9th President of Indiana University
- In office 1893–1902
- Preceded by: John M. Coulter
- Succeeded by: William Lowe Bryan

Personal details
- Born: June 16, 1857 Pendleton, Indiana, U.S.
- Died: May 19, 1927 (aged 69) Clifton Heights, Pennsylvania
- Resting place: Friends Cemetery, Pendleton, Indiana, U.S.
- Alma mater: Indiana University Bloomington B.A., M.A.
- Profession: educator, administrator

Academic background
- Alma mater: Indiana University Bloomington
- Academic advisor: David Starr Jordan

Academic work
- Discipline: Mathematics
- Institutions: Indiana University; Stanford University; Swarthmore College;

= Joseph Swain (academic) =

American academic and ichthyologist

Joseph Swain (June 16, 1857 - May 19, 1927) served as the ninth president of Indiana University and also as the sixth president of Swarthmore College.

==Summary==
===Education===
- Indiana University Bloomington (B.L. 1883, M.S. 1885)
- Wabash College (LL.D. 1893)

===Career===
- Professor of mathematics and biology at Indiana University Bloomington (1883–1891)
- Professor of mathematics at Stanford University (1891–1893)
- President of Indiana University (1893–1902)
- President of Swarthmore College (1902–1921)

==Biography==
Joseph Swain was Indiana University's first Indiana-born president. He was born in Pendleton, Indiana, to Woolston and Mary A. Swain. Swain attended IU as an undergraduate and graduate student. He matriculated in 1879 and graduated with a B.L. degree in 1883. From 1883 to 1885, he was an instructor of mathematics and biology at Indiana University while he completed his graduate education and graduated with a M.S. degree in 1885. Starting in 1885, Swain was an associate professor of mathematics until 1886, where he then was professor for five years until 1891. He left his professorship at IU in 1891 to follow departing IU president David Starr Jordan to Stanford University, where he taught as a professor of mathematics. In 1893, Swain received an honorary LL.D. degree from Wabash College. Swain returned to IU in 1893 to serve as IU's ninth president, succeeding John Coulter. He met Frances M. Morgan, of Knightstown, Indiana, while teaching at IU and they went on to marry on September 22, 1885. Swain accepted the invitation to serve as President for Swarthmore College in 1902 until 1921. He retired from Swarthmore in 1921 as President Emeritus and died six years later from heart disease in Clifton Heights, Pennsylvania, on May 19, 1927. He is buried in his hometown of Pendleton in Friends Cemetery.

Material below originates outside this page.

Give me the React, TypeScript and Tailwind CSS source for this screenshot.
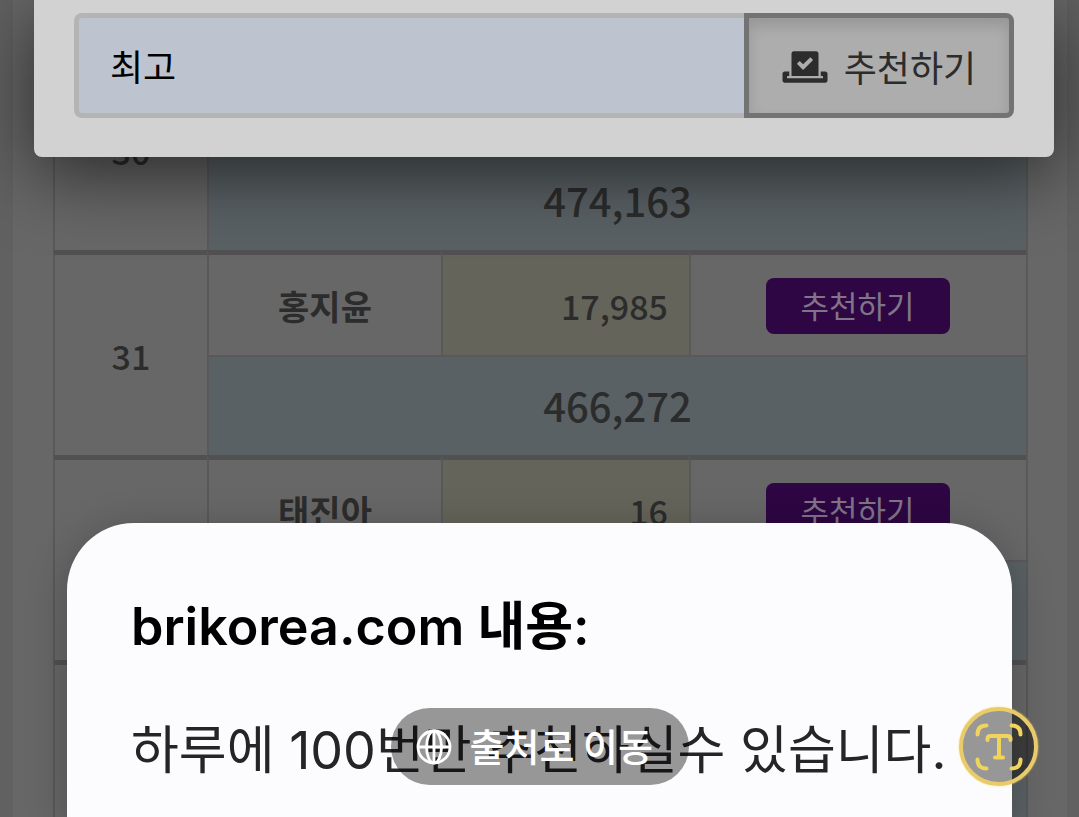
import { FaVoteYea } from "react-icons/fa";

type Entry = {
  rank: string;
  name: string;
  votes: string;
  total: string;
};

const entries: Entry[] = [
  { rank: "30", name: "", votes: "", total: "474,163" },
  { rank: "31", name: "홍지윤", votes: "17,985", total: "466,272" },
  { rank: "32", name: "태진아", votes: "16", total: "" },
  { rank: "", name: "", votes: "", total: "" },
];

const cellStyle = "border-l-2 border-l-[#595959]";
const topCellStyle = "border-t-[5px] border-t-[#515151] pt-0.5";

function EntryRows({ entry }: { entry: Entry }) {
  return (
    <tbody>
      <tr className="h-[105px]">
        <td rowSpan={2} className={`${cellStyle} ${topCellStyle} text-center`}>
          {entry.rank}
        </td>
        <th
          scope="row"
          className={`${cellStyle} ${topCellStyle} text-center font-bold`}
        >
          {entry.name}
        </th>
        <td
          className={`${cellStyle} ${topCellStyle} bg-[#65645a] pr-[21px] text-right`}
        >
          {entry.votes}
        </td>
        <td className={`${cellStyle} ${topCellStyle} pr-0.5 text-center`}>
          {entry.name && (
            <button className="mx-auto block h-14 w-[184px] rounded-lg bg-[#2d0643] pb-1 text-[31px] leading-none font-normal text-[#807488]">
              추천하기
            </button>
          )}
        </td>
      </tr>
      <tr className="h-[100px]">
        <td
          colSpan={3}
          className={`${cellStyle} border-t-2 border-t-[#595959] bg-[#5a6165] pb-0.5 text-center text-[40px] font-medium`}
        >
          {entry.total}
        </td>
      </tr>
    </tbody>
  );
}

function RankingTable() {
  return (
    <table className="w-full table-fixed border-separate border-spacing-0 border-r-2 border-[#595959] text-[34px] leading-none font-medium text-[#2c2c2c]">
      <colgroup>
        <col className="w-[154px]" />
        <col className="w-[234px]" />
        <col className="w-[248px]" />
        <col />
      </colgroup>
      {entries.map((entry, i) => (
        <EntryRows key={i} entry={entry} />
      ))}
    </table>
  );
}

function VoteModal() {
  return (
    <div className="absolute top-0 right-[25px] left-[34px] rounded-b-lg bg-[#d2d2d2] px-10 pt-[13px] pb-[39px] shadow-[0_16px_72px_rgba(0,0,0,0.6)]">
      <form className="flex h-[105px]" onSubmit={(e) => e.preventDefault()}>
        <input
          type="text"
          aria-label="댓글"
          defaultValue="최고"
          className="min-w-0 flex-1 rounded-l-lg border-[5px] border-r-0 border-[#b4b4b4] bg-[#bdc4cf] px-[31px] pb-0.5 text-[36px] text-black outline-none"
        />
        <button className="flex w-[270px] items-center justify-center gap-4 rounded-r-lg border-[5px] border-[#737373] bg-[#adadad] pt-0.5 text-[36px] leading-none text-[#2c2c2c] shadow-[inset_0_8px_14px_rgba(0,0,0,0.13)]">
          <FaVoteYea className="h-9 w-[46px]" />
          <span className="pb-0.5">추천하기</span>
        </button>
      </form>
    </div>
  );
}

function AlertDialog() {
  return (
    <div
      role="alertdialog"
      aria-labelledby="alert-title"
      className="absolute right-[67px] bottom-0 left-[67px] h-[294px] rounded-t-[67px] bg-[#fcfcfe] px-16 pt-[72px] font-['Inter','Noto_Sans_CJK_KR',sans-serif] shadow-[0_8px_40px_rgba(0,0,0,0.25)]"
    >
      <h1 id="alert-title" className="text-[52px] leading-[64px] font-semibold text-black">
        brikorea.com 내용:
      </h1>
      <p className="mt-[56px] text-[52px] leading-[72px] whitespace-nowrap text-[#252528]">
        하루에 100번만 추천하실수 있습니다.
      </p>
    </div>
  );
}

function SourceButton() {
  return (
    <button className="absolute bottom-8 left-1/2 flex h-[77px] w-[298px] -translate-x-1/2 items-center gap-[18px] rounded-full bg-black/40 pl-[25px] text-[38px] leading-none font-medium whitespace-nowrap text-white">
      <svg
        viewBox="0 0 36 36"
        className="size-9 shrink-0"
        fill="none"
        stroke="currentColor"
        strokeWidth="2.8"
      >
        <circle cx="18" cy="18" r="16" />
        <ellipse cx="18" cy="18" rx="7.5" ry="16" />
        <path d="M2 18h32M18 2v32" />
      </svg>
      <span className="pb-1">출처로 이동</span>
    </button>
  );
}

function TextScanButton() {
  return (
    <button
      aria-label="텍스트 추출"
      className="absolute right-[41px] bottom-[31px] flex size-[79px] items-center justify-center rounded-full border-4 border-[#e9cb6c] bg-black/40 text-[#f0d45c] shadow-[0_0_2px_#ffe14a]"
    >
      <svg
        viewBox="0 0 48 48"
        className="size-12"
        fill="none"
        stroke="currentColor"
        strokeWidth="4"
        strokeLinecap="round"
      >
        <path d="M2.5 11.5c0-6 3-9 9-9M36.5 2.5c6 0 9 3 9 9M45.5 36.5c0 6-3 9-9 9M11.5 45.5c-6 0-9-3-9-9" />
        <path d="M12.5 17v-1q0-3 3-3h17q3 0 3 3v1M24 13v21.500M20 34.500h8" />
      </svg>
    </button>
  );
}

export default function App() {
  return (
    <main className="relative h-screen overflow-hidden bg-[#616161] pr-3 pl-[13px] font-['Noto_Sans_CJK_KR',sans-serif]">
      <div className="bg-[#676767] pt-[45px] pr-[39px] pl-10">
        <RankingTable />
      </div>
      <VoteModal />
      <AlertDialog />
      <SourceButton />
      <TextScanButton />
    </main>
  );
}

==Indiana University administration==
Swain served as IU's president from 1893 to 1902. During that time, he established Kirkwood Hall in 1894; a gymnasium for men in 1896, which later was named Assembly Hall; Kirkwood Observatory in 1900; and he began construction for Science Hall in 1901. During his presidency, student enrollment increased from 524 to 1,285.

==Associations==
Swain was the ex-president of the Indiana State Teachers Association, member of the Section on Higher Education of the National Council on Education, member of the World Peace Foundation and served as president of the N.E.A. from 1913 to 1914.

==Tributes==
In 1940, Indiana University opened a new physical science building which they called Swain Hall (now known as Swain Hall West). In 1960, The building was expanded by the incorporation of the former Biology Hall, which became Swain Hall East. The entire complex is known as Swain Hall.

In 2016, Indiana University renamed the Student Building to the Frances Morgan Swain Student Building to honor his wife Frances for her work in trying to increase women enrollments and make it easier for women to acquire a college education during the 1890s.